Indeed, Marrakesh is not a flash dancer, not a Las Vegas Stripper or Victoria’s Secret super model. I haven’t seen the Crazy Horse show at the MGM in Vegas, but I can compare Marrakesh to the dancers at the Crazy Horse in Paris.
Moving like provocative, nearly-naked Gazelles, the dancers toy with drunken men’s brains, delivering nothing more than memories of what could have been and body parts not actually seen. And yet, watching them, one is saturated with desire. Sensual hunger is inescapable.
Marrakesh is a similarly discrete, refined lover who only tempts you to make love on her sumptuous divans, without delivering the actual experience.
Hopefully, I’ve made you as crazy for Marrakesh as I am.

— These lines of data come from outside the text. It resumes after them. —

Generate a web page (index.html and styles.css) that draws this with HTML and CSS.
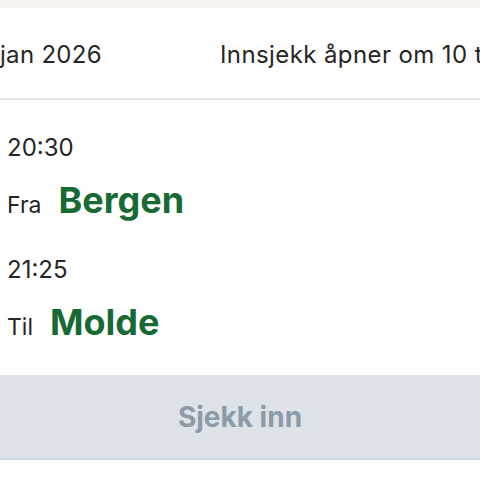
FILE: index.html
```html
<!DOCTYPE html>
<html lang="no">
<head>
<meta charset="utf-8">
<link rel="stylesheet" href="styles.css">
</head>
<body>
<div class="page">
  <div class="topbar"></div>
  <div class="header">
    <span class="date">jan 2026</span>
    <span class="status">Innsjekk åpner om 10 timer</span>
  </div>
  <div class="legs">
    <div class="leg">
      <div class="time">20:30</div>
      <div class="place"><span class="label">Fra</span><span class="city">Bergen</span></div>
    </div>
    <div class="leg">
      <div class="time">21:25</div>
      <div class="place"><span class="label">Til</span><span class="city">Molde</span></div>
    </div>
  </div>
  <div class="button">Sjekk inn</div>
</div>
</body>
</html>
```
FILE: styles.css
```css
html, body {
  margin: 0;
  padding: 0;
  background: #ffffff;
}
body {
  font-family: Inter, "Noto Sans", sans-serif;
  color: #262626;
  width: 480px;
  height: 480px;
  overflow: hidden;
}
.page {
  display: flex;
  flex-direction: column;
  width: 480px;
}
.topbar {
  height: 8px;
  background: #f7f3f0;
}
.header {
  height: 87px;
  padding-top: 3px;
  border-bottom: 2px solid #e6e6e6;
  display: flex;
  align-items: center;
  white-space: nowrap;
  overflow: hidden;
  font-size: 24px;
}
.date {
  width: 220px;
  flex: none;
  letter-spacing: 0.3px;
}
.status {
  flex: none;
  letter-spacing: 0.4px;
}
.legs {
  display: flex;
  flex-direction: column;
  padding: 34px 0 0 7px;
  gap: 34px;
}
.leg {
  display: flex;
  flex-direction: column;
  gap: 16px;
}
.time {
  font-size: 24px;
  line-height: 28px;
}
.place {
  display: flex;
  align-items: baseline;
  gap: 17px;
}
.label {
  font-size: 23px;
}
.city {
  font-size: 36px;
  font-weight: 700;
  color: #176a34;
  line-height: 44px;
}
.button {
  margin-top: 31px;
  height: 83px;
  background: #dde3e8;
  border-bottom: 2px solid #d3dbe2;
  display: flex;
  align-items: center;
  justify-content: center;
  font-size: 28px;
  font-weight: 700;
  color: #8c9ba7;
}
```
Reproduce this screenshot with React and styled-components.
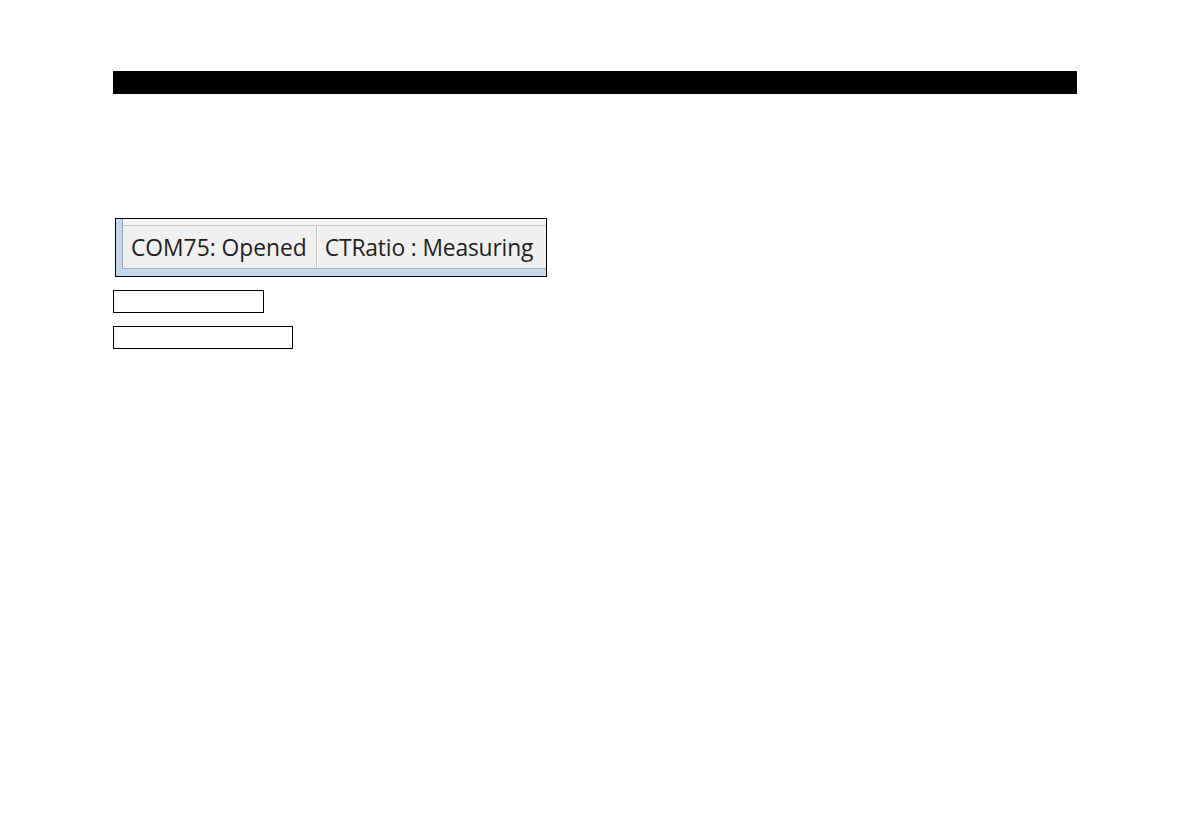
import React from "react";
import styled, { createGlobalStyle } from "styled-components";

const Global = createGlobalStyle`
  html, body { margin: 0; padding: 0; background: #fff; }
  body { font-family: "Open Sans", "Noto Sans", sans-serif; }
`;

const Page = styled.div`
  padding: 71px 114px 0 113px;
  display: flex;
  flex-direction: column;
  align-items: flex-start;
`;

const TitleBar = styled.div`
  width: 964px;
  height: 23px;
  background: #000;
`;

const Shot = styled.div`
  margin-top: 124px;
  margin-left: 2px;
  width: 432px;
  height: 59px;
  box-sizing: border-box;
  border: 1px solid #000;
  background: #c3d8ee;
  display: flex;
  flex-direction: column;
  padding: 0 0 7px 6px;
  overflow: hidden;
`;

const Window = styled.div`
  flex: 1;
  display: flex;
  flex-direction: column;
  border-left: 1px solid #9aa3ad;
  border-bottom: 1px solid #aeb4bb;
  background: #f0f0f0;
  min-width: 0;
`;

const ContentEdge = styled.div`
  height: 6px;
  background: #f4f4f4;
  border-bottom: 1px solid #c9c9c9;
`;

const StatusRow = styled.div`
  flex: 1;
  display: flex;
  align-items: center;
  white-space: nowrap;
`;

const Cell = styled.div`
  height: 100%;
  flex: none;
  display: flex;
  align-items: center;
  padding: 0 ${(p) => p.$pr ?? 9}px 0 ${(p) => p.$pl ?? 8}px;
  font-size: 22.8px;
  letter-spacing: ${(p) => p.$ls ?? 0}px;
  color: #1f1f1f;
  border-right: ${(p) => (p.$sep ? "1px solid #c4c4c4" : "none")};
  box-shadow: ${(p) => (p.$sep ? "1px 0 0 #fff" : "none")};
`;

const Field = styled.div`
  width: ${(p) => p.$w}px;
  height: 21px;
  border: 1px solid #000;
  margin-top: ${(p) => p.$mt}px;
`;

export default function App() {
  return (
    <>
      <Global />
      <Page>
        <TitleBar />
        <Shot>
          <Window>
            <ContentEdge />
            <StatusRow>
              <Cell $sep>COM75: Opened</Cell>
              <Cell $pl={8} $ls={-0.15}>CTRatio : Measuring</Cell>
            </StatusRow>
          </Window>
        </Shot>
        <Field $w={149} $mt={13} />
        <Field $w={178} $mt={13} />
      </Page>
    </>
  );
}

To help cultivate your new crush, here are other You Tube videos that give you a taste of her eclectic, sensual personality.
As for me, well it’s snowing lightly in Carversville this Sunday morning. Marrakesh, my lover, is calling me back, too, along with you. Not being bisexual, she is the only woman I’m faithful to. Then again, perhaps not. If I think about it, there is also Paris. Anne
More on Marrakesh — Part 1 of this dinner — (Marrakech) Arriving at Le Yacout : Drabness into Splendor (my feelings being led into the Medina at night by a young Arab man.)
Had I read my comments from last week, Maryam researched the restaurant further and left the name for all of us. How inefficient of me not to look first. Except … if I hadn’t done the Google search under roses+Marrakesh, I would never have met TED. And the truth is … he could change my life. We will be spending many hours together, in front of the fireplace.